(Guennadi Ulibin)
Salada geral em 1978
Sou poeta!
Poeta? Poeta!? Estranha palavra, esta.
Poeta... Lembra-me
Olavo Brás Martins dos Guimarães Bilac.
Parnasiano até no nome - alexandrino.
Mar não sou ourives,
como posso ser poeta?
Busco apenas as palavras e brinco com elas.
Palavras em “estado de dicionário”
como já disse o Drummond.
E vou construindo versos mancos
- como a própria vida.
(É inútil não querer filosofar
através de uma comparação ou de uma metáfora
metida a besta).
Mas vou brincando com as palavras
- inúteis?
Sei lá! Talvez o sejam (mas não quero pensar nisso).
Abro a janela (bonita palavra - janela! Já
pensaram se não houvesse janelas no mundo?

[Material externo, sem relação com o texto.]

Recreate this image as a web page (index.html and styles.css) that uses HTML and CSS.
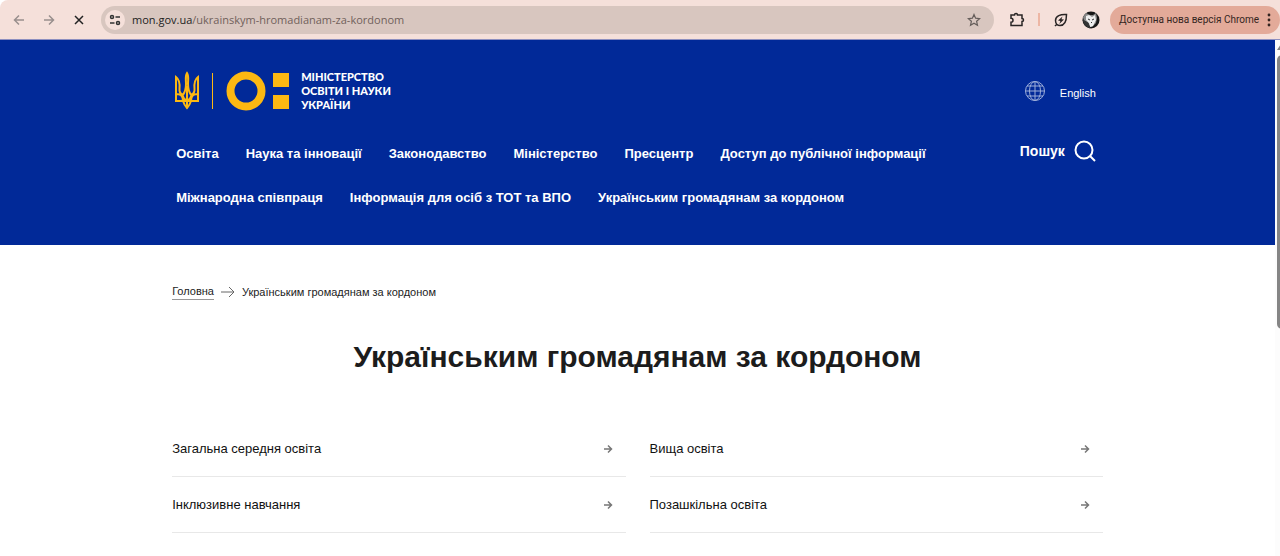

Um pobre poeta não poderia olhar para fora!)
Olho os meus companheiros e estão taciturnos.
Drummond também já disse isso.
Só não disse por que estão taciturnos:
as esperanças que eles nutrem são também inúteis.
Voltemos à janela: abro-a ou já estava aberta?
Não importa!
Olho o mundo, ou melhor, o Brasil!
Vejo a ilha de paz e tranquilidade.
Vejo a felicidade (para não dizerem que não rimei)
de uns poucos burgueses - burgueses: palavra fora de moda
(desde que Oswald escreveu sua ODE AO BURGUÊS).
Melhor dizendo: uns poucos executivos e tecnocratas
- FELIZES - sob a batuta do presidente.
Melhor fechar a janela
para não ver a miséria de salário-mínimo
as favelas do BNH
os trombadinhas
os motoristas de táxi
os professores
os médicos
o jovem estudante cheio de ideais
o contista mineiro
e a orquestra sinfônica...
Se sou poeta, como fazer poesia
na desesperança?
Para que brincar com as palavras?
Ver o tempo presente?
Ou ser um fingidor?
Contestar? Protestar?
Gritar? Berrar?
Escrever versos que ninguém lerá?
Pichar as paredes e os muros?
Virar monge tibetano? Tomar LSD
e vender a alma numa feira hippie?Talvez ao Poeta baste
o sorriso de uma criança
-desdentada - desnutrida - maltrapilha -
para ver o futuro da Grande Nação.
Com suas usinas atômicas
e as águas de Itaipu.
Com reus rios e matas.
Rios - São Francisco, Pirassununga, Verde, Grande -
IPANEMA.
Matas - da Cantareira, do Cipó, Atlântica -
cartões postais dos saudosistas.
Riquezas do meu Brasil
transformadas em dólares e ienes.
O ar puro vendido ao peso de ouro
da especulação imobiliária.
Fechemos, rápido, fechemos
todas as janelas!
Vedemos todas as frestas!
Cerremos todas as cortinas!
Alguém já disse que a Poesia morreu: NÃO ASSISTAMOS AOS SEUS FUNERAIS!